Service Request Mgmt and Change Mgmt usually operate in a predictable way because the kinks are worked out very quickly or the deal goes dysfunctional. R&R and metrics gaps from the original Statement of Work are patched, and operations moves forward with a monthly review of metrics that support the contract, but not the real needs of the client.
The client wants service requests and incidents to be resolved quickly within the agreed cost envelope. They have also usually inserted some ill-defined notion of continuous improvement in the contract. This is the crowbar of disenchantment that the service provider gets whacked with every month.

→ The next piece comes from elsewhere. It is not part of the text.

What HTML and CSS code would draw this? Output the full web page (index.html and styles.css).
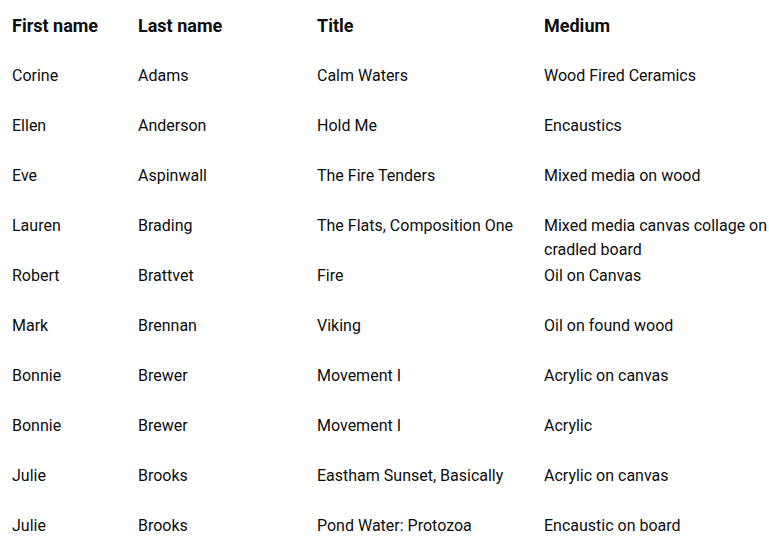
FILE: index.html
```html
<!DOCTYPE html>
<html>
<head>
<meta charset="utf-8">
<link rel="stylesheet" href="styles.css">
</head>
<body>
<div class="table">
  <div class="row head">
    <div class="cell">First name</div><div class="cell">Last name</div><div class="cell">Title</div><div class="cell">Medium</div>
  </div>
  <div class="row"><div class="cell">Corine</div><div class="cell">Adams</div><div class="cell">Calm Waters</div><div class="cell">Wood Fired Ceramics</div></div>
  <div class="row"><div class="cell">Ellen</div><div class="cell">Anderson</div><div class="cell">Hold Me</div><div class="cell">Encaustics</div></div>
  <div class="row"><div class="cell">Eve</div><div class="cell">Aspinwall</div><div class="cell">The Fire Tenders</div><div class="cell">Mixed media on wood</div></div>
  <div class="row"><div class="cell">Lauren</div><div class="cell">Brading</div><div class="cell">The Flats, Composition One</div><div class="cell">Mixed media canvas collage on cradled board</div></div>
  <div class="row"><div class="cell">Robert</div><div class="cell">Brattvet</div><div class="cell">Fire</div><div class="cell">Oil on Canvas</div></div>
  <div class="row"><div class="cell">Mark</div><div class="cell">Brennan</div><div class="cell">Viking</div><div class="cell">Oil on found wood</div></div>
  <div class="row"><div class="cell">Bonnie</div><div class="cell">Brewer</div><div class="cell">Movement I</div><div class="cell">Acrylic on canvas</div></div>
  <div class="row"><div class="cell">Bonnie</div><div class="cell">Brewer</div><div class="cell">Movement I</div><div class="cell">Acrylic</div></div>
  <div class="row"><div class="cell">Julie</div><div class="cell">Brooks</div><div class="cell">Eastham Sunset, Basically</div><div class="cell">Acrylic on canvas</div></div>
  <div class="row"><div class="cell">Julie</div><div class="cell">Brooks</div><div class="cell">Pond Water: Protozoa</div><div class="cell">Encaustic on board</div></div>
</div>
</body>
</html>
```
FILE: styles.css
```css
html, body {
  margin: 0;
  padding: 0;
  background: #ffffff;
}
body {
  font-family: Roboto, "Noto Sans", sans-serif;
  font-size: 16px;
  color: #0d0d0d;
  overflow: hidden;
}
.table {
  display: flex;
  flex-direction: column;
  padding-left: 12px;
}
.row {
  display: grid;
  grid-template-columns: 126px 179px 227px 226px;
  height: 50px;
  padding-top: 14.5px;
  box-sizing: border-box;
  line-height: 24px;
}
.row.head {
  height: 49px;
  padding-top: 14px;
  font-weight: 700;
  font-size: 18px;
}
.cell {
  white-space: normal;
}
```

Trap #1: The relationship will not evolve in a positive way if improvement efforts focus on tightening the entire portfolio of metrics. Most of them can’t be tightened because they are not statistically relevant. Most shouln’t be tightened because its way too expensive to go there. Remember the business priorities.
Trap #2: Improvements in time-to-resolve metrics are extremely fleeting and subject to manipulation by both parties.
Trap #3: Clients and Service Providers naturally gravitate to traditional End User context metrics and use them exclusively to steer the relationship. Most of these metrics really don’t reflect the success of the deal. They are usually easy to gather and to crunch, but their relevance fades as business priorities change.
An active procurement department is a candidate to act as an avocate for their portfolio of approved suppliers. Someone on the client side should modulate demands of the service manager ensuring that green metrics actually do represent client priorities and that the service provider is not being incented to compensate in other areas invisible to client operations.